In an interesting decision for those representing victims of mandate fraud, the Court in Nigeria v JP Morgan Chase Bank NA considered the circumstances in which a bank owed a Quincecare duty of care to refrain from withdrawing funds from a customer’s account where there were reasonable grounds to believe that the payment was part of a scheme to defraud the customer. The Court found that there was no duty to make enquiries prior to having reasonable grounds for believing that fraud was at play. However, the duty of care owed by the bank to its customer was to decline payment until any reasonable grounds for suspecting fraud had been satisfied. This applied regardless of whether the account was a depository or current account.
The Court of Appeal looked at the nature of a bank/customer relationship in First City Monument Bank plc v Zumax Nigeria and declined to uphold the imposition of an express or Quistclose trust in favour of the intended recipient of transferred funds.

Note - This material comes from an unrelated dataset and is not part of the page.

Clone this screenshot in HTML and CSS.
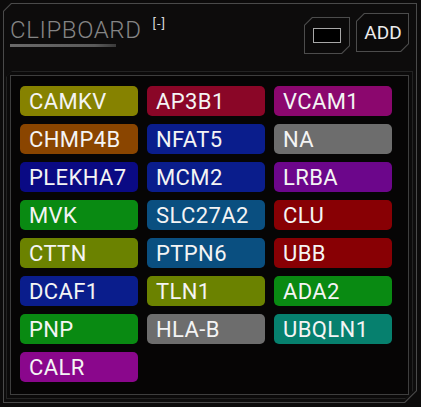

The fact that a bank transfer had been carried out for a reason did not mean it was intended to create a trust.
In Elite Property Holdings Ltd & Anor v Barclays Bank plc the Court of Appeal upheld the dismissal of applications to amend particulars of claim to include pleadings in unlawful means conspiracy as a fresh cause of action against the Defendant bank. The Claimant companies had already entered into a settlement agreement with the Defendant bank relating to missold interest rate hedging products. The settlement agreement included a definition of “claim” wide enough to cover the claim in unlawful means conspiracy that the Claimants sought to bring. Further, the Claimants had not made out the essential elements of a claim for unlawful means conspiracy. The Claimants therefore had no real prospect of success in respect of that claim.

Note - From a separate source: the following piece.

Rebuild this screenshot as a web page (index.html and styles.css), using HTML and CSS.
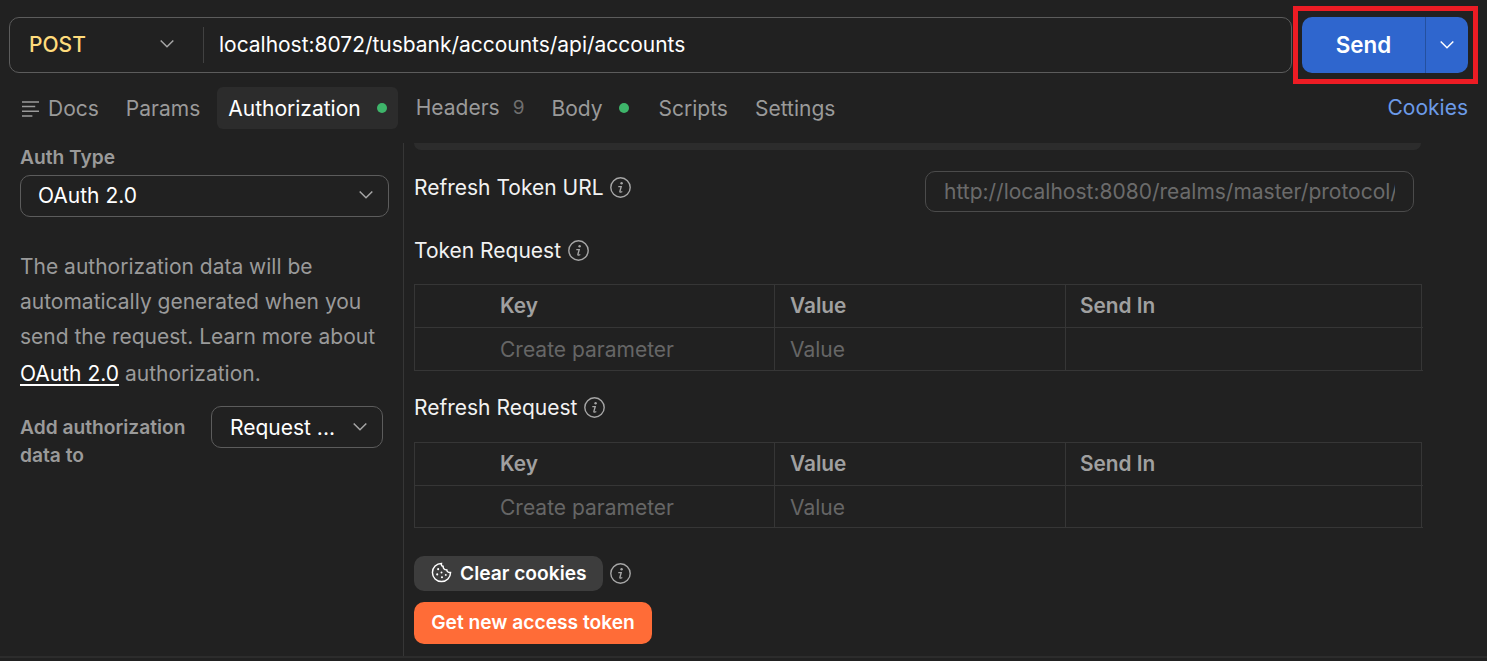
FILE: index.html
```html
<!DOCTYPE html>
<html lang="en">
<head>
<meta charset="utf-8">
<title>POST accounts</title>
<link rel="stylesheet" href="styles.css">
</head>
<body>
<svg class="defs" width="0" height="0" aria-hidden="true">
  <symbol id="chev" viewBox="0 0 20 20"><path d="M3.700 6.500 10 12.700 16.300 6.500" fill="none" stroke="currentColor" stroke-width="1.500"/></symbol>
  <symbol id="info" viewBox="0 0 21 21"><circle cx="10.500" cy="10.500" r="9.700" fill="none" stroke="currentColor" stroke-width="1.400"/><circle cx="11.600" cy="6.200" r="1.200" fill="currentColor"/><path d="M8.300 9.600h2.900l-1.300 4.700c-.2.900.8 1.200 2.400.2" fill="none" stroke="currentColor" stroke-width="1.400"/></symbol>
</svg>
<div class="request-row">
  <div class="url-bar">
    <div class="method"><span class="method-name">POST</span><svg class="chev"><use href="#chev"/></svg></div>
    <div class="url">localhost:8072/tusbank/accounts/api/accounts</div>
  </div>
  <div class="send-btn"><span class="send-label">Send</span><span class="send-more"><svg class="chev"><use href="#chev"/></svg></span></div>
  <div class="highlight"></div>
</div>
<div class="tabs">
  <div class="tab docs"><svg class="docs-icon" viewBox="0 0 20 18"><path d="M1 2h18M1 7h14M1 12h18M1 17h11" fill="none" stroke="currentColor" stroke-width="1.600"/></svg>Docs</div>
  <div class="tab">Params</div>
  <div class="tab active">Authorization<span class="dot"></span></div>
  <div class="tab headers">Headers<span class="count">9</span></div>
  <div class="tab body-tab">Body<span class="dot"></span></div>
  <div class="tab scripts">Scripts</div>
  <div class="tab">Settings</div>
  <div class="cookies">Cookies</div>
</div>
<main class="content">
  <aside class="side">
    <div class="side-label">Auth Type</div>
    <div class="select auth-select"><span>OAuth 2.0</span><svg class="chev"><use href="#chev"/></svg></div>
    <p class="side-text">The authorization data will be automatically generated when you send the request. Learn more about <a class="link">OAuth 2.0</a> authorization.</p>
    <div class="add-row">
      <div class="side-label add-label">Add authorization data to</div>
      <div class="select add-select"><span>Request ...</span><svg class="chev"><use href="#chev"/></svg></div>
    </div>
  </aside>
  <section class="pane">
    <div class="pane-edge"></div>
    <div class="field-row">
      <div class="title"><span>Refresh Token URL</span><svg class="info"><use href="#info"/></svg></div>
      <div class="input"><div class="input-text">http://localhost:8080/realms/master/protocol/</div></div>
    </div>
    <div class="title token-title"><span>Token Request</span><svg class="info"><use href="#info"/></svg></div>
    <div class="table">
      <div class="cell head key">Key</div><div class="cell head">Value</div><div class="cell head last">Send In</div>
      <div class="cell ph key">Create parameter</div><div class="cell ph">Value</div><div class="cell last"></div>
    </div>
    <div class="title refresh-title"><span>Refresh Request</span><svg class="info"><use href="#info"/></svg></div>
    <div class="table second">
      <div class="cell head key">Key</div><div class="cell head">Value</div><div class="cell head last">Send In</div>
      <div class="cell ph key">Create parameter</div><div class="cell ph">Value</div><div class="cell last"></div>
    </div>
    <div class="clear-row">
      <div class="clear-btn">
        <svg class="cookie" viewBox="0 0 22 22"><path d="M11 1.500a9.500 9.500 0 1 0 9.500 9.500c-2.200.4-3.800-.8-4-2.800-2.200.2-4-1.400-3.800-3.700C11 4.300 10.600 3 11 1.500Z" fill="none" stroke="currentColor" stroke-width="1.500"/><circle cx="7.500" cy="7.500" r="1.100" fill="currentColor"/><circle cx="6.500" cy="13" r="1.100" fill="currentColor"/><circle cx="11" cy="11" r="1" fill="currentColor"/><circle cx="11.500" cy="16" r="1.100" fill="currentColor"/><circle cx="15.500" cy="13.500" r="1" fill="currentColor"/></svg>
        Clear cookies
      </div>
      <svg class="info"><use href="#info"/></svg>
    </div>
    <div class="token-btn">Get new access token</div>
  </section>
</main>
</body>
</html>
```

FILE: styles.css
```css
* { box-sizing: border-box; }
html, body { margin: 0; height: 661px; overflow: hidden; }
body { background: #212121; color: #fff; font-family: Inter, "Liberation Sans", sans-serif; font-size: 21px; display: flex; flex-direction: column; }
.defs { position: absolute; }
.chev { width: 20px; height: 20px; color: #a6a6a6; flex: none; }

.request-row { display: flex; gap: 10px; padding: 17px 19px 0 9px; position: relative; height: 73px; }
.url-bar { flex: 1; height: 56px; border: 1px solid #5c5c5c; border-radius: 10px; display: flex; align-items: center; }
.method { width: 194px; height: 36px; display: flex; align-items: center; justify-content: space-between; padding: 0 26px 2px 19px; border-right: 1px solid #414141; }
.method-name { color: #ffdc7c; font-weight: 500; }
.url { padding: 0 0 2px 15px; font-size: 20.960px; }
.send-btn { width: 166px; height: 56px; background: #2f66ce; border-radius: 10px; display: flex; align-items: center; font-weight: 600; font-size: 22.400px; }
.send-label { width: 124px; text-align: center; height: 100%; line-height: 56px; border-right: 1px solid #24509f; }
.send-more { flex: 1; display: flex; justify-content: center; }
.send-more .chev { color: #fff; }
.highlight { position: absolute; left: 1293px; top: 6px; width: 185px; height: 78px; border: 5px solid #ed1c24; }

.tabs { display: flex; align-items: center; height: 42px; margin-top: 14px; padding: 0 19px 0 21px; color: #9a9a9a; }
.tab { height: 42px; display: flex; align-items: center; padding: 0 11px; margin-right: 6px; border-radius: 6px; }
.tab.docs { padding: 0; margin-right: 16px; }
.docs-icon { width: 19px; height: 17px; margin-right: 8px; }
.tab.active { background: #2c2c2c; color: #fff; margin: 0 7px 0 0; }
.dot { width: 10px; height: 10px; border-radius: 50%; background: #3eb56a; margin-left: 16px; }
.count { color: #6f6f6f; margin-left: 13px; font-size: 19px; }
.tab.headers { position: relative; bottom: 1px; margin-right: 5px; }
.tab.body-tab { margin-right: 8px; }
.tab.scripts { margin-right: 5px; }
.cookies { margin-left: auto; color: #6c9be8; position: relative; bottom: 1px; }

.content { display: flex; flex: 1; min-height: 0; margin-bottom: 3px; padding-top: 14px; border-bottom: 2px solid #2c2c2c; }
.side { width: 404px; flex: none; border-right: 1px solid #363636; padding: 0 14px 0 20px; }
.side-label { font-size: 19.200px; font-weight: 600; color: #9a9a9a; line-height: 28px; }
.select { display: flex; align-items: center; justify-content: space-between; height: 42px; border: 1px solid #5c5c5c; border-radius: 10px; }
.auth-select { width: 369px; margin-top: 4px; padding: 0 12px 2px 17px; }
.side-text { margin: 32px 0 0; width: 365px; color: #9a9a9a; line-height: 35px; }
.link { color: #fff; line-height: 39px; text-decoration: underline; text-underline-offset: 3px; }
.add-row { display: flex; justify-content: space-between; margin-top: 13px; width: 363px; }
.add-label { width: 175px; margin-top: 7px; }
.add-select { width: 172px; padding: 0 12px 0 18px; }

.pane { flex: 1; padding: 0 65px 0 10px; min-width: 0; }
.pane-edge { height: 7px; width: 1007px; background: #2c2c2c; border-radius: 0 0 10px 10px; }
.field-row { display: flex; justify-content: space-between; align-items: flex-start; width: 1000px; margin-top: 22px; }
.field-row .title { gap: 6px; }
.title { display: flex; align-items: center; gap: 7px; line-height: 32px; color: #f2f2f2; }
.title .info { margin-bottom: 2px; }
.info { width: 21px; height: 21px; color: #a6a6a6; flex: none; }
.input { width: 489px; height: 41px; margin-top: -1px; border: 1px solid #4b4b4b; border-radius: 10px; color: #6b6b6b; line-height: 40px; padding: 0 18px; }
.input-text { overflow: hidden; white-space: nowrap; }
.token-title { margin-top: 23px; }
.table { display: grid; grid-template-columns: 360px 291px 357px; width: 1008px; border: 1px solid #363636; border-bottom: 0; margin-top: 17px; }
.table.second { margin-top: 18px; }
.cell { height: 43px; border-right: 1px solid #363636; border-bottom: 1px solid #363636; line-height: 43px; padding-left: 15px; }
.cell.last { border-right: 0; padding-left: 14px; }
.cell.key { padding-left: 85px; }
.second .cell:nth-child(n+4) { height: 42px; }
.head { color: #a0a0a0; font-weight: 600; font-size: 20.800px; line-height: 42px; }
.ph { color: #666; line-height: 44px; }
.refresh-title { margin-top: 21px; }
.clear-row { display: flex; align-items: center; gap: 7px; margin-top: 28px; }
.clear-btn { height: 35px; width: 189px; border-radius: 10px; background: #3d3d3d; display: flex; align-items: center; gap: 8px; padding: 0 0 2px 17px; font-weight: 600; font-size: 19.200px; }
.cookie { width: 21px; height: 21px; }
.token-btn { margin-top: 11px; width: 238px; height: 42px; background: #ff6c37; border-radius: 10px; font-weight: 600; font-size: 19.200px; line-height: 40px; text-align: center; }
```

Judgments, decisions and allegations of fraud
I first discussed the case of Takhar v Gracefield Developments Ltd & Others in my civil fraud case update Q1 2017. This case was referred to the Supreme Court to consider whether a judgment could be set aside on the basis that it was obtained through fraud and whether there was a requirement for a degree of due diligence to be undertaken at the time of the initial trial in respect of the veracity of documents. The Supreme Court found that: on a public policy basis, people should not have to arrange their affairs on the assumption that others would commit fraud. It was not in the public interest for a fraudster to benefit from a lack of reasonable diligence. To allow a judgment to survive in circumstances in which it had been obtained through fraud would allow a fraudster to get away with deceiving both the Court and the rule of law. However, where fraud had been raised at the original trial and an application to set aside judgment was made on the grounds of new evidence, a Court considering that new evidence would have discretion to decide how to proceed.
The Court in Brearley & Others v Higgs & Sons (a firm) looked at whether a defence referring to (rather than making) allegations of fraud made against the Claimant in separate proceedings needed to state whether the Defendant made a positive assertion of the truth of those allegations. It was held that the truth of the allegations was something which could be determined by the trial judge based on the evidence available.
In Simer Kaur Dhillon v (1) Barclays Bank plc (2) Chief Land Registrar the Claimant was seeking to rectify title to a property by removing a charge registered against the title. Her request was based on an allegation that the charge had only been registered following a transfer of the property which was completed on the basis of transfer documents which were forged. The Court considered whether the charge should be removed or whether there were exceptional circumstances to refuse such an application. The Claimant’s application to remove the charge could only succeed if she adopted and relied on a document which was a forgery and which she stated she had never seen before. Further, she would be put in a better position than she would have been in had the fraud not taken place. By leaving the charge in place, the Claimant was left in approximately the same position she would have been in had there been no fraud. The Court found that whilst the Claimant had the locus to apply to alter the register, there were exceptional circumstances to justify a decision not to remove the charge.
In (1) Atlantica Holdings Inc (2) Baltica Investment Holding Inc (3) Blu Funds Inc v (1) Sovereign Wealth Fund Samruk-Kazyna JSC (2) BTA Bank JSC (Defendants) & (1) Pavel Prosyankin (2) John Howell (Applicants/Third Parties) the Court refused an application to set aside an order that UK-resident third parties to US fraud proceedings be orally examined under oath. There was no oppression and there were good reasons for international cooperation on cases of international fraud.
Transactions defrauding creditors
The Court of Appeal gave a decision in the case of Sequana –v- (1) BAT Industries plc & Others dismissing the appeal that payment of a dividend by a company can be challenged under s.423 Insolvency Act 1986. In particular, there is nothing in the wording of s.423 which prevents it being applied to dividends.